## SUPPLIED MATERIAL
^^^^

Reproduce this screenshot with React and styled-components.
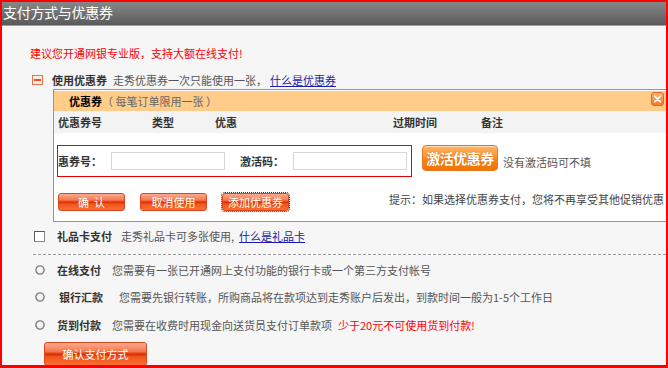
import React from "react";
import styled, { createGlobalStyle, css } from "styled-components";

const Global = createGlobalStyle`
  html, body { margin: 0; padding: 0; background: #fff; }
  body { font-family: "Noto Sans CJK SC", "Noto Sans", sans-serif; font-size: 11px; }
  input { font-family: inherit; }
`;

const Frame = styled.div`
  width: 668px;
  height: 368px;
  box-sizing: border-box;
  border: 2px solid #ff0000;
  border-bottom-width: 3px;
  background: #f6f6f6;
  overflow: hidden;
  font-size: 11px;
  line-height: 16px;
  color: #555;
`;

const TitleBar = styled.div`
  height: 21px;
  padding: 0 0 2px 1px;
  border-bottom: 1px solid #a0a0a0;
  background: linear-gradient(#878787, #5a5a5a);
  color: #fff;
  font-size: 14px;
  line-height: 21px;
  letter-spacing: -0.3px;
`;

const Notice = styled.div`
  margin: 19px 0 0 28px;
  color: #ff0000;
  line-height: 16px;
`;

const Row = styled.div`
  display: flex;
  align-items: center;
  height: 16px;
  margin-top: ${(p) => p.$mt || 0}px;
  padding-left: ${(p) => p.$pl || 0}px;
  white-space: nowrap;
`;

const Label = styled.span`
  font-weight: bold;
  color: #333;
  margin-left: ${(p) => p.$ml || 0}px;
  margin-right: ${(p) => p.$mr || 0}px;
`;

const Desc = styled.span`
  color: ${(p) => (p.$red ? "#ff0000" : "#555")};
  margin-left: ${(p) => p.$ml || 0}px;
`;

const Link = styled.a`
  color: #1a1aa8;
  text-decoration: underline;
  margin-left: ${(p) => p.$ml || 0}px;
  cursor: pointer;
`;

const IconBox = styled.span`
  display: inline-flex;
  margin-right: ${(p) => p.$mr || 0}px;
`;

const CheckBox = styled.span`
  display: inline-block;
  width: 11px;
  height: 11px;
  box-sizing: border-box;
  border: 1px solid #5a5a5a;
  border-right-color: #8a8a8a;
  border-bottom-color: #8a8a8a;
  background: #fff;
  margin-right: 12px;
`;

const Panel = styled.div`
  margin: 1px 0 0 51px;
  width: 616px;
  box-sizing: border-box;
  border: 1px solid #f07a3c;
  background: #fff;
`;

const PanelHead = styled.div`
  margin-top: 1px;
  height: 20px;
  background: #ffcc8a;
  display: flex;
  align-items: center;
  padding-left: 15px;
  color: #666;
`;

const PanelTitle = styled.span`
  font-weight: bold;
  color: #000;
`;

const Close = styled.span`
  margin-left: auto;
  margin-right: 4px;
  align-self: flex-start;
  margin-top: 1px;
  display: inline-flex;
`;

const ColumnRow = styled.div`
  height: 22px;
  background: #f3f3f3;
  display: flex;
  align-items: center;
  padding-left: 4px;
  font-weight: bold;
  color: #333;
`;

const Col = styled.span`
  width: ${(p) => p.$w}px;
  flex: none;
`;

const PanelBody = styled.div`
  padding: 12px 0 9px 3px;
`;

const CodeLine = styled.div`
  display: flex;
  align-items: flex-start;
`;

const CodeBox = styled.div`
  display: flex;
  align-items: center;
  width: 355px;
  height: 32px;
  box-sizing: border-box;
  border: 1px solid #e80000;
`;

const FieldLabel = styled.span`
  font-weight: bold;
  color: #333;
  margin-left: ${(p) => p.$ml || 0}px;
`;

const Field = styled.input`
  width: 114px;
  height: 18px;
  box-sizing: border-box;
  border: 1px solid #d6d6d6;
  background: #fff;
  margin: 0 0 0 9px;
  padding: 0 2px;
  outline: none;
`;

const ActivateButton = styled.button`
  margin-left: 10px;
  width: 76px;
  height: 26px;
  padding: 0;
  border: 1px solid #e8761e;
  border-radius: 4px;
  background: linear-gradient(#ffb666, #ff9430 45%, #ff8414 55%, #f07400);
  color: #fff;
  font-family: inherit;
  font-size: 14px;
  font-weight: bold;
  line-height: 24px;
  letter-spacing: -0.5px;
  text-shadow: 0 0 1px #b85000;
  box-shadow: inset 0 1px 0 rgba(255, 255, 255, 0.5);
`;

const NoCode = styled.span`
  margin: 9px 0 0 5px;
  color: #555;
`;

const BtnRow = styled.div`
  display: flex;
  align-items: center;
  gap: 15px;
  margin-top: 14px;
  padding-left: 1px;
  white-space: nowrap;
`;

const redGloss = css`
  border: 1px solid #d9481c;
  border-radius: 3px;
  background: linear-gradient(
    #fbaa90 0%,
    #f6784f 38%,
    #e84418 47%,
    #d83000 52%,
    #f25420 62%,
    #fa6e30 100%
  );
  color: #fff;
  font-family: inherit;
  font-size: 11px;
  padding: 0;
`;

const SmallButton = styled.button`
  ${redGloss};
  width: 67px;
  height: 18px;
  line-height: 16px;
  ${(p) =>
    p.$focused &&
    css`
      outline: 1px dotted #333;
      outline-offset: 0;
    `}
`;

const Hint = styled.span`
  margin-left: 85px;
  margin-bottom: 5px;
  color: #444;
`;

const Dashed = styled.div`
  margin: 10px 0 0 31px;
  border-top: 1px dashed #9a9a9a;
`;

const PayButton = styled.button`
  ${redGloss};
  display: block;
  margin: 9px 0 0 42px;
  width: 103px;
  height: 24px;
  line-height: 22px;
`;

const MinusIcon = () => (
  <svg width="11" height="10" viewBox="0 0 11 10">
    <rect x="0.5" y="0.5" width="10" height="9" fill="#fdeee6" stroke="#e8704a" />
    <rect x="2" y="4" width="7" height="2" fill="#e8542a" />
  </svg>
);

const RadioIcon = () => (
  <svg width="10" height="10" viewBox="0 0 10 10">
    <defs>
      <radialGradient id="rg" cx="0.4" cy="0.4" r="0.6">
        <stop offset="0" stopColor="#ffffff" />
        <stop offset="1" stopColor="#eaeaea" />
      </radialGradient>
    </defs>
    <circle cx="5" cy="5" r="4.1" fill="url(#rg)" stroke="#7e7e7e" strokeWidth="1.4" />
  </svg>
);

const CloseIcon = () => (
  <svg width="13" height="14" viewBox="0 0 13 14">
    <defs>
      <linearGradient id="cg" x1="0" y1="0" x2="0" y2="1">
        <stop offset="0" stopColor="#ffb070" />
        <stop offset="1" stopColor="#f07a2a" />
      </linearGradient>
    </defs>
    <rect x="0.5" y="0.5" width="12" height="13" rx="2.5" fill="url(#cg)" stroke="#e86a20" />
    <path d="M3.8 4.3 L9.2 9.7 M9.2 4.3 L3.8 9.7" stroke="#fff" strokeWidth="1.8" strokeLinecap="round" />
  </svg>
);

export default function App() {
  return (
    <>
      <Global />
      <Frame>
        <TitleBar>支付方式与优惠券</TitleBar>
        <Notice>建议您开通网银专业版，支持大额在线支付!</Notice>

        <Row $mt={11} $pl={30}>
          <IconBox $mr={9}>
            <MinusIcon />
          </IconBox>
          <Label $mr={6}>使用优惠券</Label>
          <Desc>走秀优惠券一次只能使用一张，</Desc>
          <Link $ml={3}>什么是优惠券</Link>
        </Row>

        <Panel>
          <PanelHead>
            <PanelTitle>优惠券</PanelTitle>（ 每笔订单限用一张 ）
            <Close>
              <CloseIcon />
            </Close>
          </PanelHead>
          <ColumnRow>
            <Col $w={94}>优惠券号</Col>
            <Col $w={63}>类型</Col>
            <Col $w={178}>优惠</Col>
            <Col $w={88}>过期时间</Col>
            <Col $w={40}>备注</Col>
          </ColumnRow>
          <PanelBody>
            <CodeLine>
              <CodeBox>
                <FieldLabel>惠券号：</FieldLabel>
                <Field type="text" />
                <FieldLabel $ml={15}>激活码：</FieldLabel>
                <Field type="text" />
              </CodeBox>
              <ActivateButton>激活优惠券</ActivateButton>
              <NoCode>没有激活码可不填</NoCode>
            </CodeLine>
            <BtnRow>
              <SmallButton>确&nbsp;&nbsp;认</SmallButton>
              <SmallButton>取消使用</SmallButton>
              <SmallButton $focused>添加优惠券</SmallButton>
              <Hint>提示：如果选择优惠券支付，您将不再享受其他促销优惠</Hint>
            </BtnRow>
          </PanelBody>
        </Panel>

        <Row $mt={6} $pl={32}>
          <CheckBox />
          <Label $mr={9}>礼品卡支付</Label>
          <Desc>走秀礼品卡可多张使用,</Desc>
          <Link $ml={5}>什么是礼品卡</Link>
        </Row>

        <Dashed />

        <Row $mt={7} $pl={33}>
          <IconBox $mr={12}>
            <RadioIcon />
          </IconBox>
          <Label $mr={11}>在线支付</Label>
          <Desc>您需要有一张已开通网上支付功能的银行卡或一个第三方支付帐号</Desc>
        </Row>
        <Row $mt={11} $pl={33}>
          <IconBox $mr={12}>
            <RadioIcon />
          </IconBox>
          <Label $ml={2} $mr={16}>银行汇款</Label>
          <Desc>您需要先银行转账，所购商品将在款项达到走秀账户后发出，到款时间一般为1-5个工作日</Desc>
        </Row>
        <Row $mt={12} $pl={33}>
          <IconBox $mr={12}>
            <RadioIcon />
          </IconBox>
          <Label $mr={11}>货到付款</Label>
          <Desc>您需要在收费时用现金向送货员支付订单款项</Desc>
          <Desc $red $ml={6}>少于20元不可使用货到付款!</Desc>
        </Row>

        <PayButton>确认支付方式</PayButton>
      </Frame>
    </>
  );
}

^^^^

Copy out every line that includes the word "components".

## TASK ANSWER
Reproduce this screenshot with React and styled-components.
import styled, { createGlobalStyle, css } from "styled-components";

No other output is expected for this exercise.